CHICAGO — I must admit, I’m not a transmission guy. Oh, I understand the basics of how they function and everything but to tear down a modern transmission using 8, 9, even 10 speeds and have it work right? No thank you!
What about the CVT (Constant Variable Transmission)? There are plenty of them in use today, and the essentials don’t seem that hard to grasp. With time on my hands and the experts right here in the building, I had to sit in on the session being presented by Wayne Colonna and Peter Luban, president and technical supervisor respectively, of ATSG (Automatic Transmission Service Group). At the very least, listening to two of the top transmission guys in the country share their extensive knowledge of both designs could only help me in my own troubleshooting when faced with an issue that could be trans or engine related.
Entering the room, I could see that other attendees felt as I did. It’s not often that a training event catering to the general mechanical repair community would attract a specific class like those being presented by Colonna and Luban. I arrived just in time to catch Colonna’s presentation.
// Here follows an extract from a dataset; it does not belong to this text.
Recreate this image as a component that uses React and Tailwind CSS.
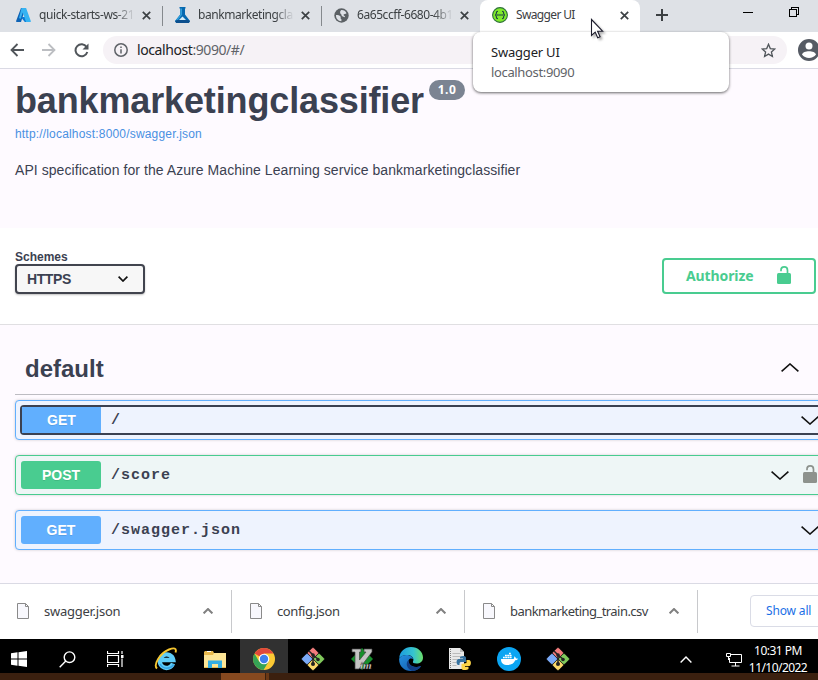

Colonna’s topic, “The 0AW Multitronic DSG Transmission,” was an intensive look into this specific design, used by Audi. Colonna covered, in depth, the mechanical subsystems and included a variety of examination and rebuilding tips along the way. In addition to the mechanical, Colonna also covered in equal detail, the electrical and hydraulic systems used in the design.
As Colonna moved through his presentation, responding to attendee comments and questions along the way, I couldn’t help but remember the variable clutch pulleys we had on our old Briggs and Stratton minibikes we rode as children so long ago. To see this same idea incorporated into an automotive application was interesting to say the least! And I have to admit that following the hydraulic circuits he outlined was almost as challenging for me as learning how to read a wiring schematic. It seems, on the surface, such a simple concept but the actual complexities involved made it clear that it didn’t take much to muck up the works!
After the class, I had to let Wayne know that I never fully understood how complex today’s transmissions had become. Colonna shared, “There is very little information about these
transmissions,” pointing out that filling in the technical blanks for technicians around the world was his main focus with ATSG. Colonna fills auditoriums as far away as Australia, and authors technical articles, technical service bulletins, even complete repair and diagnostic manuals for a variety of designs. Information, Colonna told me, is not otherwise available even from the OEM. Presenting at forums like NACE Automechanika, he also shared, is not the “norm” for him or his team, but appreciated the interaction his attendees provided.
Many of the technicians in the room will likely never open the cases on an Audi CVT, or any other CVT for that matter, but nearly everyone walked out with a better understanding of how the design works and what flaws may occur that could mimic a fault in a different system. And as Colonna promised in an earlier interview, “The handout alone was worth attending for.” I know I’ll be keeping mine for future reference!